---- Supplied records
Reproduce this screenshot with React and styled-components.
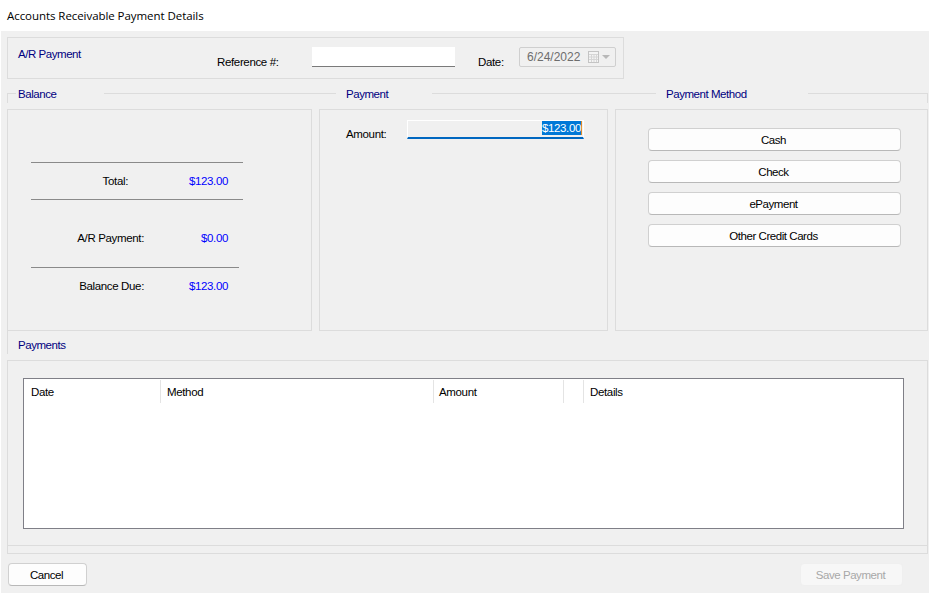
import React from 'react';
import styled, { createGlobalStyle } from 'styled-components';

const LINE = '#dcdcdc';

const GlobalStyle = createGlobalStyle`
  html, body {
    margin: 0;
    padding: 0;
    background: #fff;
  }
  body {
    font-family: 'Liberation Sans', Arial, sans-serif;
    font-size: 11.5px;
    letter-spacing: -0.35px;
    color: #000;
  }
`;

const Window = styled.div`
  width: 930px;
  height: 594px;
  display: flex;
  flex-direction: column;
  overflow: hidden;
`;

const TitleBar = styled.div`
  height: 31px;
  flex: none;
  display: flex;
  align-items: center;
  padding-left: 7px;
  font-family: 'Open Sans', 'Noto Sans', sans-serif;
  font-size: 11.5px;
  letter-spacing: -0.06px;
`;

const Body = styled.div`
  flex: 1;
  margin: 0 1px 1px 1px;
  background: #f0f0f0;
  padding: 6px 1px 0 6px;
  display: flex;
  flex-direction: column;
`;

const TopBox = styled.div`
  width: 617px;
  height: 42px;
  box-sizing: border-box;
  border: 1px solid ${LINE};
  display: flex;
  align-items: flex-start;
  padding: 9px 0 0 10px;
`;

const Heading = styled.span`
  color: #000080;
  line-height: 15px;
  letter-spacing: -0.45px;
  white-space: nowrap;
`;

const TopHeading = styled(Heading)`
  width: 199px;
  flex: none;
`;

const RefLabel = styled.span`
  margin-top: 7px;
  width: 95px;
  flex: none;
  line-height: 16px;
`;

const RefInput = styled.div`
  width: 143px;
  height: 20px;
  box-sizing: border-box;
  background: #fff;
  border-bottom: 1px solid #7a7a7a;
`;

const DateLabel = styled.span`
  margin: 7px 0 0 23px;
  width: 41px;
  flex: none;
  line-height: 16px;
`;

const DatePicker = styled.div`
  width: 97px;
  height: 20px;
  box-sizing: border-box;
  border: 1px solid #cfcfcf;
  border-radius: 2px;
  display: flex;
  align-items: center;
  padding-left: 7px;
  font-size: 12px;
  letter-spacing: 0;
  color: #6d6d6d;
  gap: 8px;
`;

const LegendRow = styled.div`
  height: 30px;
  display: flex;
  align-items: flex-start;
  padding-top: 6px;
  box-sizing: border-box;
`;

const LegendText = styled.span`
  color: #000080;
  line-height: 16px;
  letter-spacing: -0.45px;
  margin-top: 1px;
  white-space: nowrap;
  box-sizing: border-box;
  flex: none;
  width: ${(p) => p.$width}px;
  padding-left: ${(p) => p.$pad}px;
`;

const LegendLine = styled.div`
  height: 1px;
  margin-top: 8px;
  background: ${LINE};
  flex: ${(p) => (p.$width ? `0 0 ${p.$width}px` : 1)};
`;

const LegendStub = styled.div`
  width: 1px;
  height: 10px;
  margin-top: 8px;
  background: ${LINE};
`;

const Panels = styled.div`
  height: 222px;
  flex: none;
  display: flex;
  gap: 7px;
`;

const Panel = styled.div`
  box-sizing: border-box;
  width: ${(p) => p.$width}px;
  border: 1px solid ${LINE};
`;

const BalancePanel = styled(Panel)`
  padding: 52px 0 0 23px;
`;

const Rule = styled.div`
  height: 1px;
  background: #8a8a8a;
  width: ${(p) => p.$width}px;
`;

const TotalRow = styled.div`
  width: 197px;
  height: ${(p) => p.$height}px;
  box-sizing: border-box;
  padding-top: ${(p) => p.$top || 0}px;
  display: flex;
  align-items: center;
  justify-content: space-between;
`;

const RowLabel = styled.span`
  width: ${(p) => p.$width}px;
  text-align: right;
  line-height: 16px;
`;

const Money = styled.span`
  color: #0000ff;
  line-height: 16px;
`;

const AmountPanel = styled(Panel)`
  padding: 10px 0 0 26px;
  display: flex;
  align-items: flex-start;
`;

const AmountLabel = styled.span`
  width: 61px;
  flex: none;
  margin-top: 6px;
  line-height: 16px;
`;

const AmountField = styled.div`
  width: 177px;
  height: 19px;
  box-sizing: border-box;
  border: 1px solid #fff;
  border-bottom: 2px solid #0067c0;
  display: flex;
  justify-content: flex-end;
  padding-right: 1px;
  line-height: 14px;
`;

const Selected = styled.span`
  background: #0078d7;
  color: #fff;
  height: 14px;
  border-right: 1px solid #d98a2b;
`;

const MethodPanel = styled(Panel)`
  padding: 18px 0 0 32px;
  display: flex;
  flex-direction: column;
  gap: 9px;
`;

const Button = styled.button`
  width: ${(p) => p.$width}px;
  height: 23px;
  box-sizing: border-box;
  flex: none;
  background: ${(p) => (p.disabled ? '#f7f7f7' : '#fdfdfd')};
  border: 1px solid ${(p) => (p.disabled ? '#efefef' : '#d0d0d0')};
  border-bottom-color: ${(p) => (p.disabled ? '#efefef' : '#b8b8b8')};
  border-radius: 4px;
  color: ${(p) => (p.disabled ? '#a8a8a8' : '#000')};
  font: inherit;
  letter-spacing: -0.45px;
  padding: 0 2px 0 0;
`;

const PaymentsHead = styled.div`
  height: 29px;
  flex: none;
  box-sizing: border-box;
  display: flex;
  align-items: flex-start;
`;

const PaymentsEdge = styled.div`
  width: 1px;
  height: 23px;
  background: ${LINE};
`;

const PaymentsTitle = styled(Heading)`
  margin: 7px 0 0 10px;
`;

const PaymentsBox = styled.div`
  height: 185px;
  flex: none;
  box-sizing: border-box;
  border: 1px solid ${LINE};
  border-bottom: 0;
  padding: 17px 23px 0 15px;
`;

const Grid = styled.div`
  height: 151px;
  box-sizing: border-box;
  background: #fff;
  border: 1px solid #7f7f87;
`;

const GridHead = styled.div`
  display: flex;
  height: 24px;
  padding-top: 1px;
  box-sizing: border-box;
`;

const GridCol = styled.div`
  width: ${(p) => p.$width}px;
  flex: none;
  box-sizing: border-box;
  padding-left: ${(p) => p.$pad}px;
  border-right: ${(p) => (p.$last ? 0 : `1px solid #e4e4e4`)};
  line-height: 24px;
`;

const Strip = styled.div`
  height: 9px;
  flex: none;
  box-sizing: border-box;
  border: 1px solid ${LINE};
`;

const Footer = styled.div`
  display: flex;
  justify-content: space-between;
  padding: 9px 25px 0 1px;
`;

const CalendarIcon = () => (
  <svg width="24" height="12" viewBox="0 0 24 12">
    <rect x="0.5" y="0.5" width="10" height="11" fill="#f4f4f4" stroke="#c4c4c4" />
    <path d="M1 3.5h9M1 6h9M1 8.5h9M3.5 3v8M6 3v8M8.5 3v8" stroke="#d6d6d6" strokeWidth="1" />
    <path d="M14 4h8l-4 4z" fill="#b8b8b8" />
  </svg>
);

const methods = ['Cash', 'Check', 'ePayment', 'Other Credit Cards'];
const columns = [
  { label: 'Date', width: 137, pad: 7 },
  { label: 'Method', width: 273, pad: 6 },
  { label: 'Amount', width: 130, pad: 5 },
  { label: '', width: 20, pad: 0 },
  { label: 'Details', width: 300, pad: 6, last: true },
];

const App = () => {
  return (
    <Window>
      <GlobalStyle />
      <TitleBar>Accounts Receivable Payment Details</TitleBar>
      <Body>
        <TopBox>
          <TopHeading>A/R Payment</TopHeading>
          <RefLabel>Reference #:</RefLabel>
          <RefInput />
          <DateLabel>Date:</DateLabel>
          <DatePicker>
            6/24/2022
            <CalendarIcon />
          </DatePicker>
        </TopBox>

        <LegendRow>
          <LegendStub />
          <LegendLine $width={8} />
          <LegendText $width={88} $pad={2}>Balance</LegendText>
          <LegendLine $width={232} />
          <LegendText $width={96} $pad={10}>Payment</LegendText>
          <LegendLine $width={224} />
          <LegendText $width={152} $pad={10}>Payment Method</LegendText>
          <LegendLine />
          <LegendStub />
        </LegendRow>

        <Panels>
          <BalancePanel $width={305}>
            <Rule $width={212} />
            <TotalRow $height={36}>
              <RowLabel $width={97}>Total:</RowLabel>
              <Money>$123.00</Money>
            </TotalRow>
            <Rule $width={212} />
            <TotalRow $height={67} $top={9}>
              <RowLabel $width={113}>A/R Payment:</RowLabel>
              <Money>$0.00</Money>
            </TotalRow>
            <Rule $width={208} />
            <TotalRow $height={36}>
              <RowLabel $width={113}>Balance Due:</RowLabel>
              <Money>$123.00</Money>
            </TotalRow>
          </BalancePanel>

          <AmountPanel $width={289}>
            <AmountLabel>Amount:</AmountLabel>
            <AmountField>
              <Selected>$123.00</Selected>
            </AmountField>
          </AmountPanel>

          <MethodPanel $width={313}>
            {methods.map((m) => (
              <Button key={m} $width={253}>{m}</Button>
            ))}
          </MethodPanel>
        </Panels>

        <PaymentsHead>
          <PaymentsEdge />
          <PaymentsTitle>Payments</PaymentsTitle>
        </PaymentsHead>

        <PaymentsBox>
          <Grid>
            <GridHead>
              {columns.map((c) => (
                <GridCol key={c.width} $width={c.width} $pad={c.pad} $last={c.last}>
                  {c.label}
                </GridCol>
              ))}
            </GridHead>
          </Grid>
        </PaymentsBox>
        <Strip />

        <Footer>
          <Button $width={79}>Cancel</Button>
          <Button $width={103} disabled>Save Payment</Button>
        </Footer>
      </Body>
    </Window>
  );
};

export default App;
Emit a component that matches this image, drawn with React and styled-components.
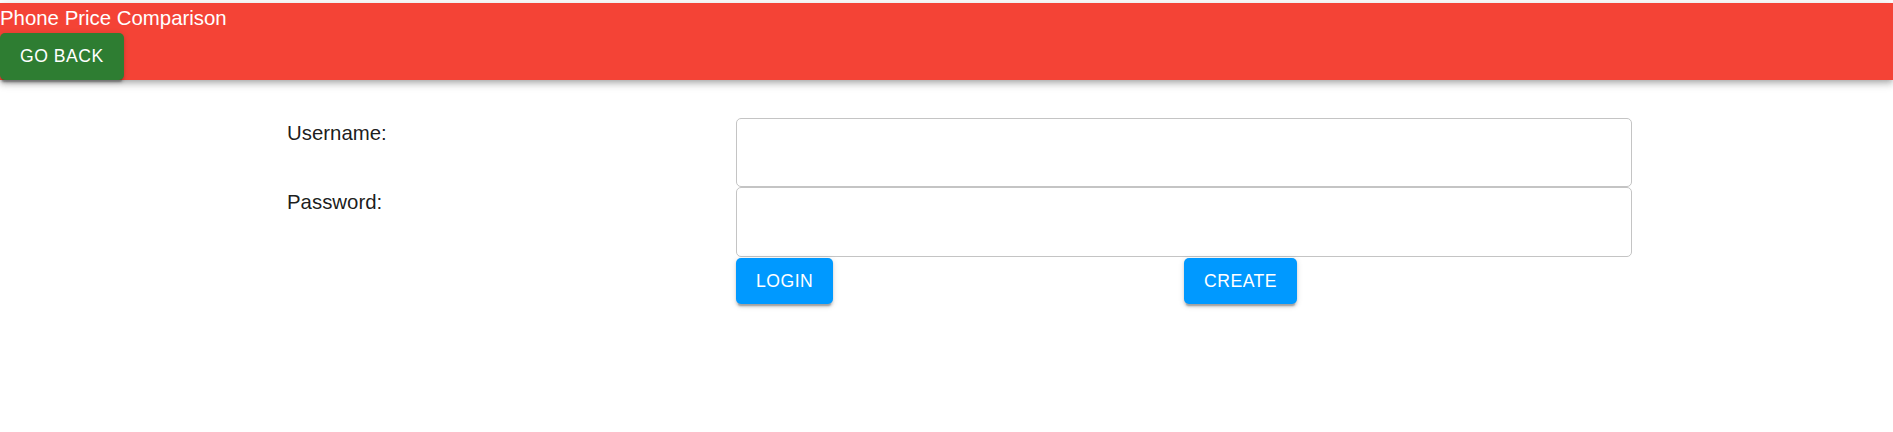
import React from "react";
import styled, { createGlobalStyle } from "styled-components";

const GlobalStyle = createGlobalStyle`
  html, body {
    margin: 0;
    padding: 0;
    background: #ffffff;
    font-family: "Liberation Sans", Arial, Helvetica, sans-serif;
  }
  * { box-sizing: border-box; }
`;

const Page = styled.div`
  padding-top: 3px;
  min-height: 429px;
`;

const AppBar = styled.header`
  display: flex;
  flex-direction: column;
  align-items: flex-start;
  background: #f44336;
  color: #ffffff;
  box-shadow: 0px 2.5px 5px -1.25px rgba(0, 0, 0, 0.2),
    0px 5px 6px 0px rgba(0, 0, 0, 0.14), 0px 1.25px 12.5px 0px rgba(0, 0, 0, 0.12);
`;

const Title = styled.div`
  font-size: 20.4px;
  line-height: 30px;
  font-weight: 400;
`;

const Button = styled.button`
  font-family: "Liberation Sans", Arial, Helvetica, sans-serif;
  font-size: 17.6px;
  font-weight: 500;
  letter-spacing: 0.5px;
  line-height: 30.5px;
  text-transform: uppercase;
  color: #ffffff;
  background: ${(p) => p.$bg};
  border: none;
  border-radius: 5px;
  padding: 8px 20px;
  min-width: 80px;
  cursor: pointer;
  box-shadow: 0px 3.75px 1.25px -2.5px rgba(0, 0, 0, 0.2),
    0px 2.5px 2.5px 0px rgba(0, 0, 0, 0.14), 0px 1.25px 6.25px 0px rgba(0, 0, 0, 0.12);
`;

const Form = styled.form`
  display: grid;
  grid-template-columns: 449px 896px;
  margin: 38px 0 0 287px;
  width: 1345px;
`;

const Label = styled.label`
  font-size: 20.4px;
  line-height: 30px;
  color: rgba(0, 0, 0, 0.9);
`;

const Input = styled.input`
  display: block;
  width: 100%;
  height: 69.5px;
  border: 1px solid #c4c4c4;
  border-radius: 5px;
  padding: 0 17px;
  font-size: 20px;
  font-family: "Liberation Sans", Arial, Helvetica, sans-serif;
  background: #ffffff;
  outline: none;
`;

const Spacer = styled.div``;

const ButtonRow = styled.div`
  display: grid;
  grid-template-columns: 1fr 1fr;
  align-items: start;
  justify-items: start;
  padding-top: 1px;
`;

export default function App() {
  return (
    <>
      <GlobalStyle />
      <Page>
        <AppBar>
          <Title>Phone Price Comparison</Title>
          <Button type="button" $bg="#2e7d32">Go Back</Button>
        </AppBar>
        <Form onSubmit={(e) => e.preventDefault()}>
          <Label htmlFor="username">Username:</Label>
          <Input id="username" type="text" />
          <Label htmlFor="password">Password:</Label>
          <Input id="password" type="password" />
          <Spacer />
          <ButtonRow>
            <Button type="submit" $bg="#0099ff">Login</Button>
            <Button type="button" $bg="#0099ff">Create</Button>
          </ButtonRow>
        </Form>
      </Page>
    </>
  );
}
--------
#### [Exercise]
Collect the lines that hold "with".

#### [Output below]
Reproduce this screenshot with React and styled-components.
Emit a component that matches this image, drawn with React and styled-components.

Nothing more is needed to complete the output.